The second source for the belief that natural law theory is revived is to be found in the claim of some critics of legal positivism, that they adopt a version of natural law. An example is furnished by Lon L. Fuller, who asserts that his theory should be regarded as a kind of `procedural natural law'. Most of these claims, however, only refer to the relationship between law and morals in general. `Natural law' here means usually no more than the opinion that there is no separation between law and morals, that morality always form part and parcel of law, or that there are intrinsic moral values to be attached to law in order to count as true law. Since these theories have no room for assumptions b) and c), it is more appropriate to label these theories simply as `anti-positivist'.
The third way in which natural law can be said to be revived is by pointing to the work of Finnis and Grisez. Their set of ideas indeed come closer to the heritage of Aquinas than any other contemporary theory. At least they try to make sense not only of assumption a) but also of as sumption c). As pointed out above, the problem arises as to assumption b). The role of nature is limited to a minimum in their accounts.

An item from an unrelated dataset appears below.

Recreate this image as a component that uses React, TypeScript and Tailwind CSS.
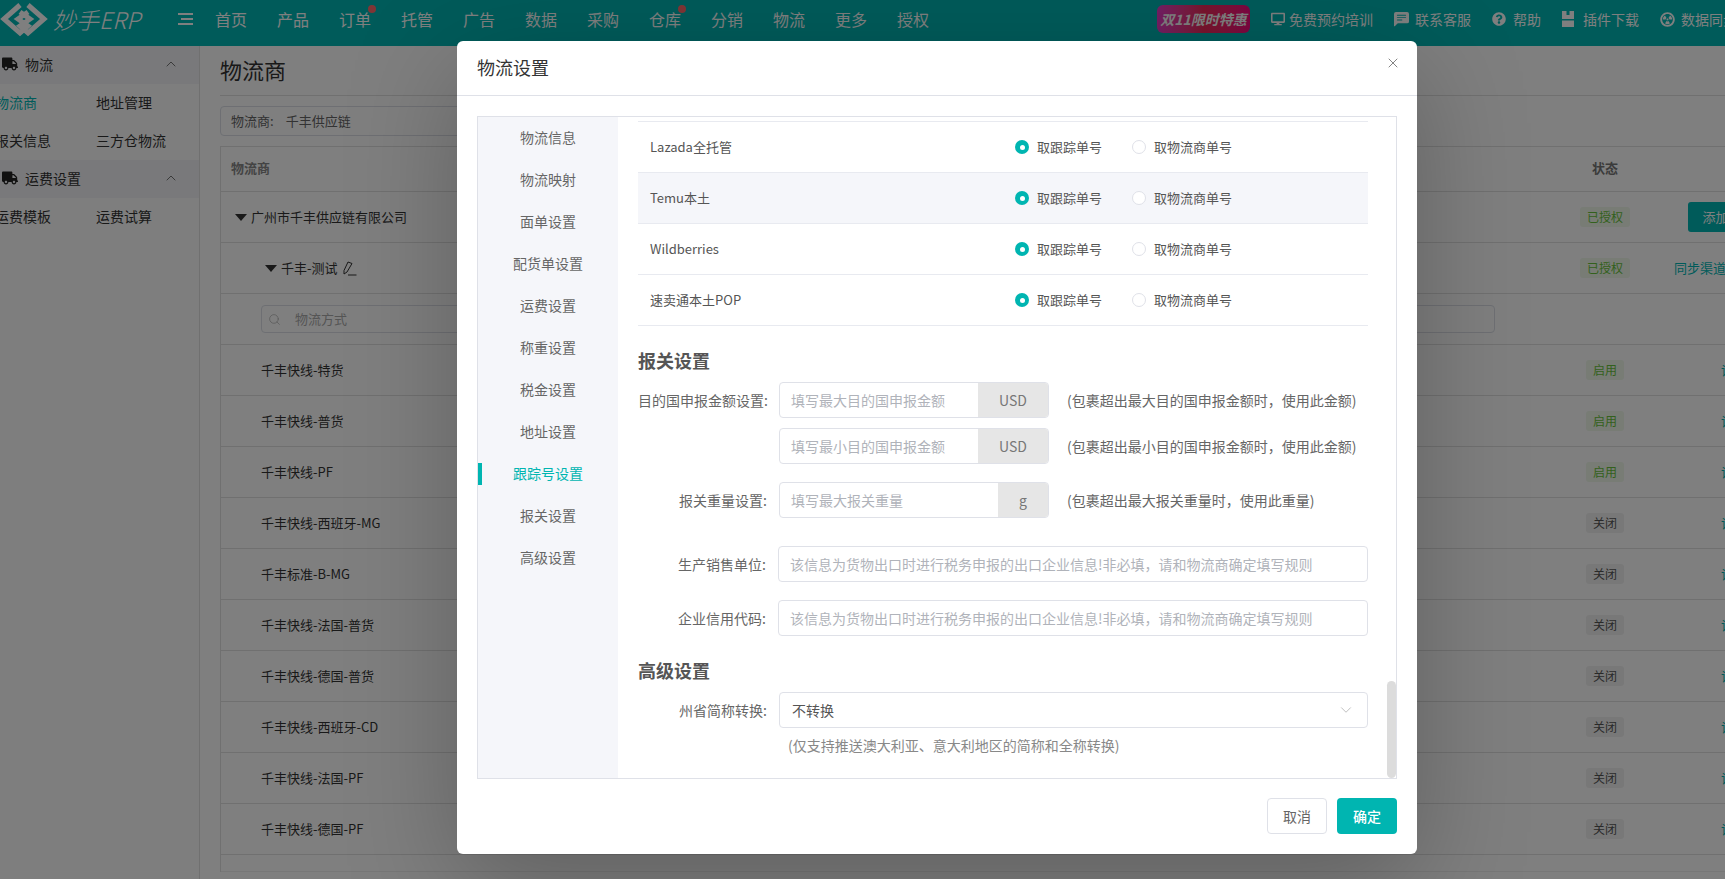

Finally, one might say, not without reason, that natural law is revived in the form of natural rights, or more properly speaking in human rights. And indeed, it is defensible to regard rights theories as worthy successors of natural law theories. Already in Grotius (1583-1645) it is possible to see a transition from natural law doctrine to a doctrine of subjective natural rights, be it that the subjects Grotius had in mind were the national states and not individuals. When the concept was later attached to human beings as individual moral persons (Kant) a new doctrine was born, with its own particular problems which fall outside the scope of discussion of natural law theory proper.